■ COLLECTED DATA ■
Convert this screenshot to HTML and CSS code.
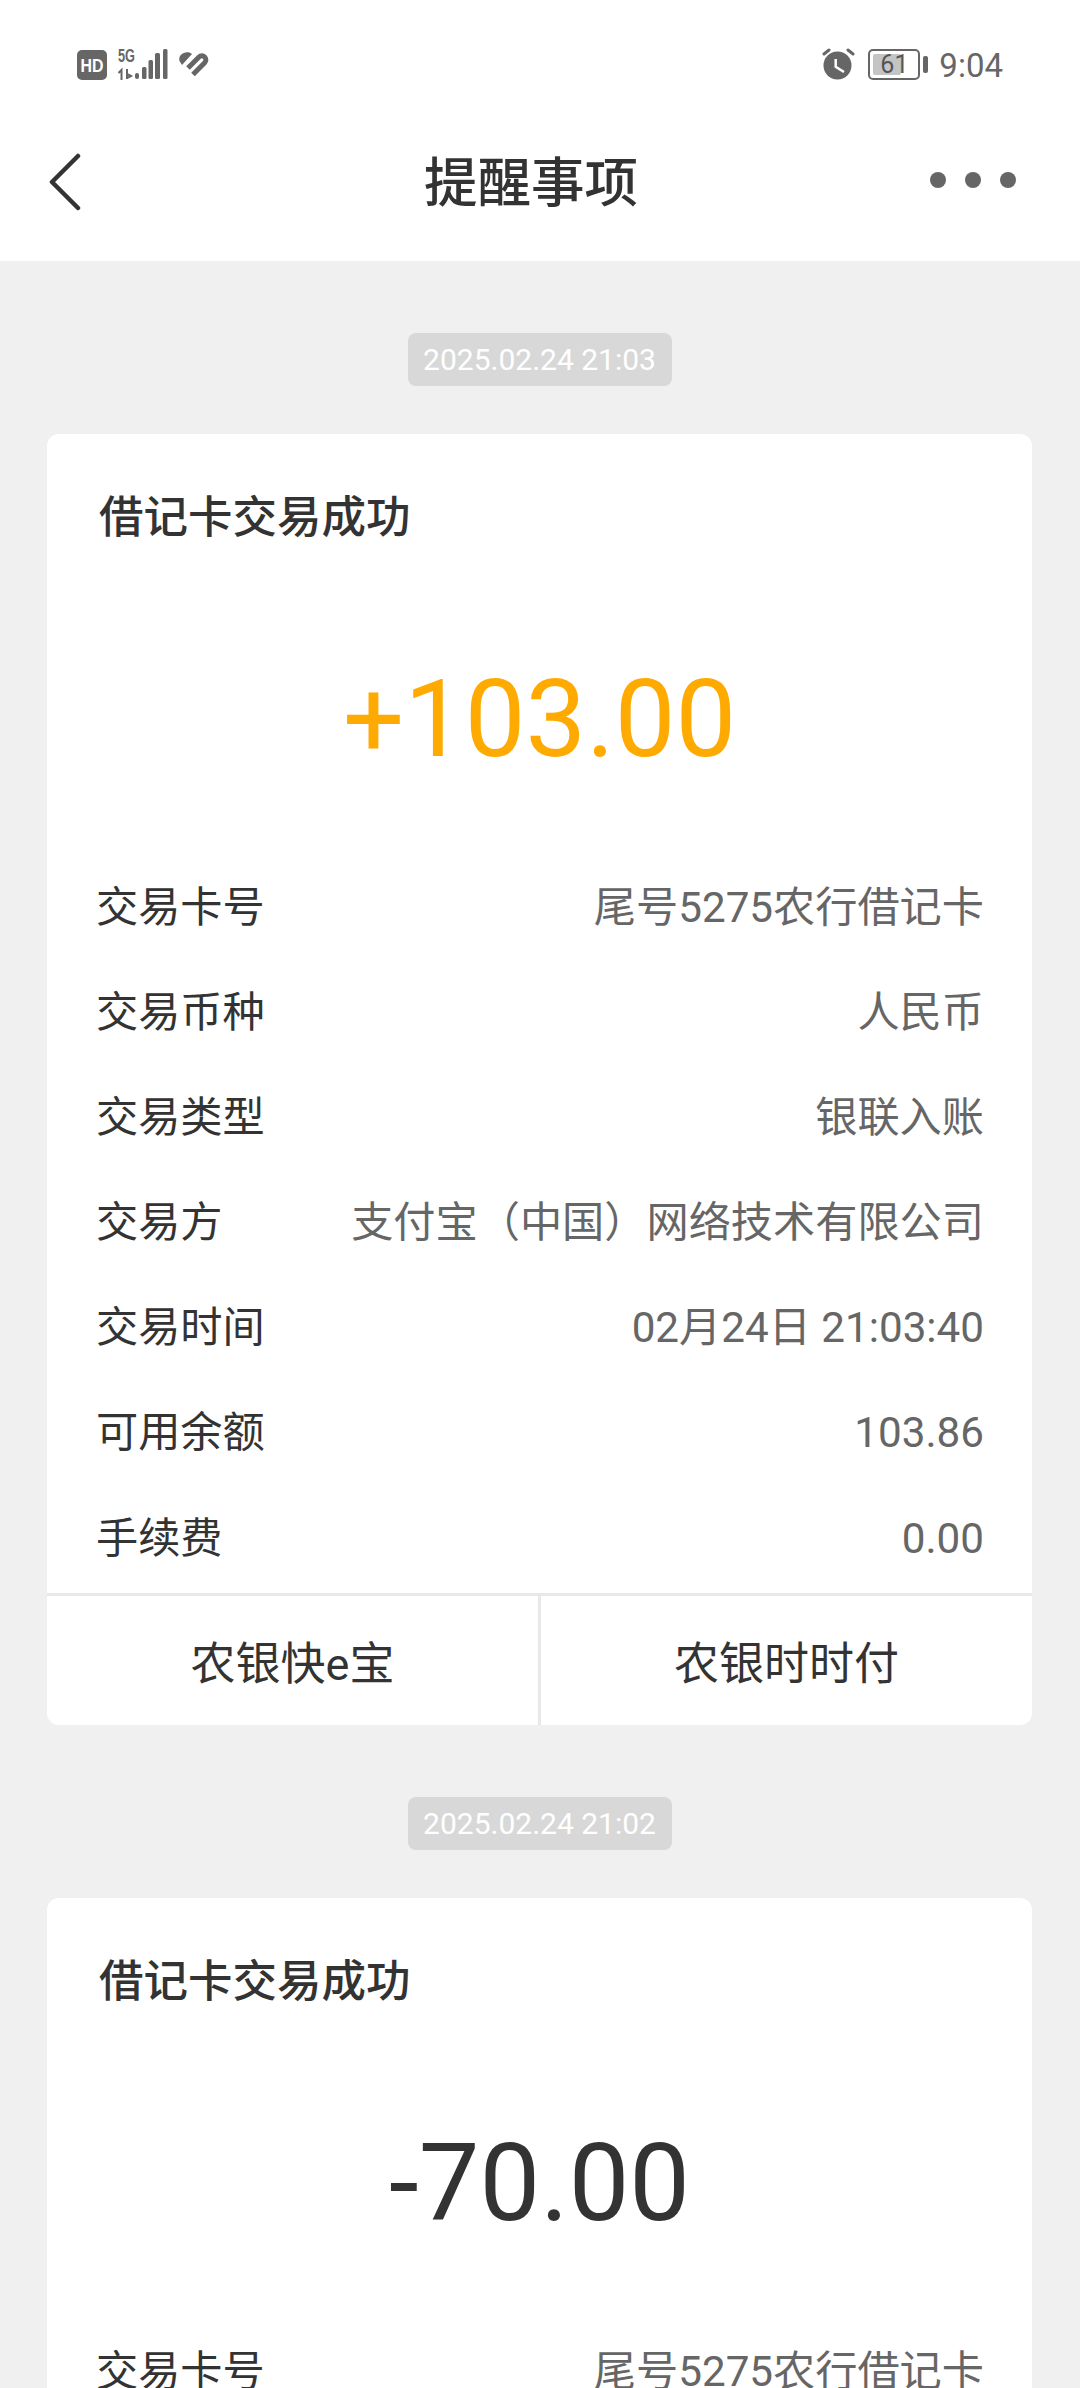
FILE: index.html
```html
<!DOCTYPE html>
<html lang="zh-CN">
    <head>
        <meta charset="UTF-8">
        <title>提醒事项</title>
        <link rel="stylesheet" href="styles.css">
    </head>
    <body>
        <div class="top">
            <div class="status">
                <div class="status-left">
                    <svg width="30" height="30" viewBox="0 0 30 30"><rect width="30" height="30" rx="5" fill="#666"/><text x="15" y="21.500" class="hd" textLength="23" lengthAdjust="spacingAndGlyphs">HD</text></svg>
                    <svg class="signal" width="50" height="36" viewBox="0 -4 50 36">
                        <text x="0" y="14" class="five-g" textLength="17" lengthAdjust="spacingAndGlyphs">5G</text>
                        <path d="M3.500 32V22L0.500 25M9 21V31M9 26L13 28L9 30" fill="none" stroke="#666" stroke-width="2"/>
                        <rect x="17" y="25" width="4" height="6" rx="2" fill="#666"/>
                        <rect x="24" y="19" width="4.500" height="12" rx="1.500" fill="#666"/>
                        <rect x="30.500" y="12" width="4.500" height="19" rx="1.500" fill="#666"/>
                        <rect x="37" y="5" width="5" height="26" rx="1.500" fill="#666"/>
                        <rect x="45" y="1" width="4.500" height="30" rx="1.500" fill="#666"/>
                    </svg>
                    <svg class="heart" width="30" height="25" viewBox="0 0 30 25">
                        <path d="M3 13L0.500 9C-0.500 5 2 1 7 0.500C9 0 11 0.500 13 2Z" fill="#666"/>
                        <path d="M9 16L20 5A4 4 0 0 1 25.700 10.700L14 22.500" fill="none" stroke="#666" stroke-width="5"/>
                    </svg>
                </div>
                <div class="status-right">
                    <svg width="33" height="32" viewBox="0 0 33 32">
                        <circle cx="15.500" cy="17.500" r="14" fill="#666"/>
                        <path d="M13.700 11V18.700L22 24" fill="none" stroke="#fff" stroke-width="2.500"/>
                        <path d="M2 6L7 2M31 6L26 2" stroke="#666" stroke-width="3" stroke-linecap="round"/>
                    </svg>
                    <div class="battery"><div class="battery-fill"></div><span class="battery-num">61</span></div>
                    <div class="battery-cap"></div>
                    <span class="clock">9:04</span>
                </div>
            </div>
            <div class="nav">
                <svg class="back" width="34" height="58" viewBox="0 0 34 58"><path d="M30 3L4 29L30 55" fill="none" stroke="#333" stroke-width="4.500" stroke-linecap="round" stroke-linejoin="round"/></svg>
                <h1 class="nav-title">提醒事项</h1>
                <div class="dots"><i></i><i></i><i></i></div>
            </div>
        </div>

        <div class="feed">
            <div class="chip">2025.02.24 21:03</div>
            <div class="card">
                <div class="card-title">借记卡交易成功</div>
                <div class="amount in">+103.00</div>
                <div class="rows">
                    <div class="row"><span>交易卡号</span><span class="val">尾号5275农行借记卡</span></div>
                    <div class="row"><span>交易币种</span><span class="val">人民币</span></div>
                    <div class="row"><span>交易类型</span><span class="val">银联入账</span></div>
                    <div class="row"><span>交易方</span><span class="val">支付宝（中国）网络技术有限公司</span></div>
                    <div class="row"><span>交易时间</span><span class="val">02月24日 21:03:40</span></div>
                    <div class="row"><span>可用余额</span><span class="val">103.86</span></div>
                    <div class="row"><span>手续费</span><span class="val">0.00</span></div>
                </div>
                <div class="actions">
                    <div class="action">农银快e宝</div>
                    <div class="action">农银时时付</div>
                </div>
            </div>

            <div class="chip">2025.02.24 21:02</div>
            <div class="card">
                <div class="card-title">借记卡交易成功</div>
                <div class="amount">-70.00</div>
                <div class="rows">
                    <div class="row"><span>交易卡号</span><span class="val">尾号5275农行借记卡</span></div>
                </div>
            </div>
        </div>
    </body>
</html>
```

FILE: styles.css
```css
html, body {
    margin: 0;
    height: 2388px;
    overflow: hidden;
}
body {
    font-family: "Roboto", "Noto Sans CJK SC", sans-serif;
    background-color: #f0f0f0;
    color: #333;
}
.top {
    background-color: #fff;
    height: 261px;
}
.status {
    height: 130px;
    padding: 50px 77px 0 77px;
    box-sizing: border-box;
    display: flex;
    justify-content: space-between;
}
.status-left, .status-right {
    display: flex;
    align-items: flex-start;
}
.status-left {
    gap: 11px;
}
.hd {
    font-family: "Liberation Sans", sans-serif;
    font-size: 19px;
    font-weight: bold;
    fill: #fff;
    text-anchor: middle;
}
.five-g {
    font-family: "Liberation Sans", sans-serif;
    font-size: 19px;
    font-weight: bold;
    fill: #666;
}
.signal {
    margin-top: -6px;
}
.heart {
    margin-top: 2px;
}
.status-right svg {
    margin-top: -2px;
}
.battery {
    position: relative;
    width: 52px;
    height: 31px;
    margin: -1px 0 0 13px;
    border: 2px solid #666;
    border-radius: 5px;
    box-sizing: border-box;
}
.battery-fill {
    position: absolute;
    left: 3px;
    top: 3px;
    bottom: 3px;
    width: 28px;
    background-color: #c4c4c4;
    border-radius: 2px;
}
.battery-num {
    position: absolute;
    left: 10px;
    top: 0;
    font-size: 25px;
    line-height: 27px;
    color: #555;
}
.battery-cap {
    width: 5px;
    height: 17px;
    margin: 6px 0 0 3px;
    background-color: #666;
    border-radius: 2px;
}
.clock {
    margin-left: 11px;
    font-size: 33px;
    line-height: 32px;
    color: #666;
}
.nav {
    height: 131px;
    padding: 0 64px 0 48px;
    display: flex;
    align-items: center;
    justify-content: space-between;
}
.back {
    margin-top: -27px;
}
.nav-title {
    margin: 0 0 0 50px;
    padding-bottom: 34px;
    font-size: 53.500px;
    font-weight: 500;
    color: #333;
}
.dots {
    display: flex;
    gap: 19px;
    margin-top: -32px;
}
.dots i {
    width: 16px;
    height: 16px;
    border-radius: 50%;
    background-color: #666;
}
.feed {
    display: flex;
    flex-direction: column;
    align-items: center;
    padding: 72px 48px 0 47px;
}
.chip {
    width: 264px;
    height: 53px;
    line-height: 53px;
    text-align: center;
    font-size: 30px;
    color: #fff;
    background-color: #d8d8d8;
    border-radius: 8px;
}
.card {
    align-self: stretch;
    margin: 48px 0 72px;
    background-color: #fff;
    border-radius: 12px;
    overflow: hidden;
}
.card-title {
    padding: 54px 0 0 52px;
    height: 60px;
    line-height: 60px;
    font-size: 44.500px;
    font-weight: 500;
}
.amount {
    margin-top: 106px;
    height: 130px;
    line-height: 130px;
    text-align: center;
    font-size: 108px;
}
.in {
    color: #ffaa00;
}
.rows {
    margin-top: 71px;
    padding: 0 48px 0 49px;
}
.row {
    height: 105.100px;
    line-height: 105.100px;
    display: flex;
    justify-content: space-between;
    align-items: baseline;
    font-size: 42.200px;
}
.val {
    color: #666;
}
.actions {
    display: flex;
    margin-top: 2px;
    height: 132px;
    border-top: 3px solid #e8e8e8;
    box-sizing: border-box;
}
.action {
    flex: 1;
    display: flex;
    align-items: center;
    justify-content: center;
    font-size: 45px;
}
.action + .action {
    border-left: 3px solid #e8e8e8;
}
```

■ EXERCISE REQUIREMENTS ■
Write out the material above once more, exactly as it reads, with no pictures.

■ THE RESULT ■
Convert this screenshot to HTML and CSS code.
FILE: index.html
```html
<!DOCTYPE html>
<html lang="zh-CN">
    <head>
        <meta charset="UTF-8">
        <title>提醒事项</title>
        <link rel="stylesheet" href="styles.css">
    </head>
    <body>
        <div class="top">
            <div class="status">
                <div class="status-left">
                    <svg width="30" height="30" viewBox="0 0 30 30"><rect width="30" height="30" rx="5" fill="#666"/><text x="15" y="21.500" class="hd" textLength="23" lengthAdjust="spacingAndGlyphs">HD</text></svg>
                    <svg class="signal" width="50" height="36" viewBox="0 -4 50 36">
                        <text x="0" y="14" class="five-g" textLength="17" lengthAdjust="spacingAndGlyphs">5G</text>
                        <path d="M3.500 32V22L0.500 25M9 21V31M9 26L13 28L9 30" fill="none" stroke="#666" stroke-width="2"/>
                        <rect x="17" y="25" width="4" height="6" rx="2" fill="#666"/>
                        <rect x="24" y="19" width="4.500" height="12" rx="1.500" fill="#666"/>
                        <rect x="30.500" y="12" width="4.500" height="19" rx="1.500" fill="#666"/>
                        <rect x="37" y="5" width="5" height="26" rx="1.500" fill="#666"/>
                        <rect x="45" y="1" width="4.500" height="30" rx="1.500" fill="#666"/>
                    </svg>
                    <svg class="heart" width="30" height="25" viewBox="0 0 30 25">
                        <path d="M3 13L0.500 9C-0.500 5 2 1 7 0.500C9 0 11 0.500 13 2Z" fill="#666"/>
                        <path d="M9 16L20 5A4 4 0 0 1 25.700 10.700L14 22.500" fill="none" stroke="#666" stroke-width="5"/>
                    </svg>
                </div>
                <div class="status-right">
                    <svg width="33" height="32" viewBox="0 0 33 32">
                        <circle cx="15.500" cy="17.500" r="14" fill="#666"/>
                        <path d="M13.700 11V18.700L22 24" fill="none" stroke="#fff" stroke-width="2.500"/>
                        <path d="M2 6L7 2M31 6L26 2" stroke="#666" stroke-width="3" stroke-linecap="round"/>
                    </svg>
                    <div class="battery"><div class="battery-fill"></div><span class="battery-num">61</span></div>
                    <div class="battery-cap"></div>
                    <span class="clock">9:04</span>
                </div>
            </div>
            <div class="nav">
                <svg class="back" width="34" height="58" viewBox="0 0 34 58"><path d="M30 3L4 29L30 55" fill="none" stroke="#333" stroke-width="4.500" stroke-linecap="round" stroke-linejoin="round"/></svg>
                <h1 class="nav-title">提醒事项</h1>
                <div class="dots"><i></i><i></i><i></i></div>
            </div>
        </div>

        <div class="feed">
            <div class="chip">2025.02.24 21:03</div>
            <div class="card">
                <div class="card-title">借记卡交易成功</div>
                <div class="amount in">+103.00</div>
                <div class="rows">
                    <div class="row"><span>交易卡号</span><span class="val">尾号5275农行借记卡</span></div>
                    <div class="row"><span>交易币种</span><span class="val">人民币</span></div>
                    <div class="row"><span>交易类型</span><span class="val">银联入账</span></div>
                    <div class="row"><span>交易方</span><span class="val">支付宝（中国）网络技术有限公司</span></div>
                    <div class="row"><span>交易时间</span><span class="val">02月24日 21:03:40</span></div>
                    <div class="row"><span>可用余额</span><span class="val">103.86</span></div>
                    <div class="row"><span>手续费</span><span class="val">0.00</span></div>
                </div>
                <div class="actions">
                    <div class="action">农银快e宝</div>
                    <div class="action">农银时时付</div>
                </div>
            </div>

            <div class="chip">2025.02.24 21:02</div>
            <div class="card">
                <div class="card-title">借记卡交易成功</div>
                <div class="amount">-70.00</div>
                <div class="rows">
                    <div class="row"><span>交易卡号</span><span class="val">尾号5275农行借记卡</span></div>
                </div>
            </div>
        </div>
    </body>
</html>
```

FILE: styles.css
```css
html, body {
    margin: 0;
    height: 2388px;
    overflow: hidden;
}
body {
    font-family: "Roboto", "Noto Sans CJK SC", sans-serif;
    background-color: #f0f0f0;
    color: #333;
}
.top {
    background-color: #fff;
    height: 261px;
}
.status {
    height: 130px;
    padding: 50px 77px 0 77px;
    box-sizing: border-box;
    display: flex;
    justify-content: space-between;
}
.status-left, .status-right {
    display: flex;
    align-items: flex-start;
}
.status-left {
    gap: 11px;
}
.hd {
    font-family: "Liberation Sans", sans-serif;
    font-size: 19px;
    font-weight: bold;
    fill: #fff;
    text-anchor: middle;
}
.five-g {
    font-family: "Liberation Sans", sans-serif;
    font-size: 19px;
    font-weight: bold;
    fill: #666;
}
.signal {
    margin-top: -6px;
}
.heart {
    margin-top: 2px;
}
.status-right svg {
    margin-top: -2px;
}
.battery {
    position: relative;
    width: 52px;
    height: 31px;
    margin: -1px 0 0 13px;
    border: 2px solid #666;
    border-radius: 5px;
    box-sizing: border-box;
}
.battery-fill {
    position: absolute;
    left: 3px;
    top: 3px;
    bottom: 3px;
    width: 28px;
    background-color: #c4c4c4;
    border-radius: 2px;
}
.battery-num {
    position: absolute;
    left: 10px;
    top: 0;
    font-size: 25px;
    line-height: 27px;
    color: #555;
}
.battery-cap {
    width: 5px;
    height: 17px;
    margin: 6px 0 0 3px;
    background-color: #666;
    border-radius: 2px;
}
.clock {
    margin-left: 11px;
    font-size: 33px;
    line-height: 32px;
    color: #666;
}
.nav {
    height: 131px;
    padding: 0 64px 0 48px;
    display: flex;
    align-items: center;
    justify-content: space-between;
}
.back {
    margin-top: -27px;
}
.nav-title {
    margin: 0 0 0 50px;
    padding-bottom: 34px;
    font-size: 53.500px;
    font-weight: 500;
    color: #333;
}
.dots {
    display: flex;
    gap: 19px;
    margin-top: -32px;
}
.dots i {
    width: 16px;
    height: 16px;
    border-radius: 50%;
    background-color: #666;
}
.feed {
    display: flex;
    flex-direction: column;
    align-items: center;
    padding: 72px 48px 0 47px;
}
.chip {
    width: 264px;
    height: 53px;
    line-height: 53px;
    text-align: center;
    font-size: 30px;
    color: #fff;
    background-color: #d8d8d8;
    border-radius: 8px;
}
.card {
    align-self: stretch;
    margin: 48px 0 72px;
    background-color: #fff;
    border-radius: 12px;
    overflow: hidden;
}
.card-title {
    padding: 54px 0 0 52px;
    height: 60px;
    line-height: 60px;
    font-size: 44.500px;
    font-weight: 500;
}
.amount {
    margin-top: 106px;
    height: 130px;
    line-height: 130px;
    text-align: center;
    font-size: 108px;
}
.in {
    color: #ffaa00;
}
.rows {
    margin-top: 71px;
    padding: 0 48px 0 49px;
}
.row {
    height: 105.100px;
    line-height: 105.100px;
    display: flex;
    justify-content: space-between;
    align-items: baseline;
    font-size: 42.200px;
}
.val {
    color: #666;
}
.actions {
    display: flex;
    margin-top: 2px;
    height: 132px;
    border-top: 3px solid #e8e8e8;
    box-sizing: border-box;
}
.action {
    flex: 1;
    display: flex;
    align-items: center;
    justify-content: center;
    font-size: 45px;
}
.action + .action {
    border-left: 3px solid #e8e8e8;
}
```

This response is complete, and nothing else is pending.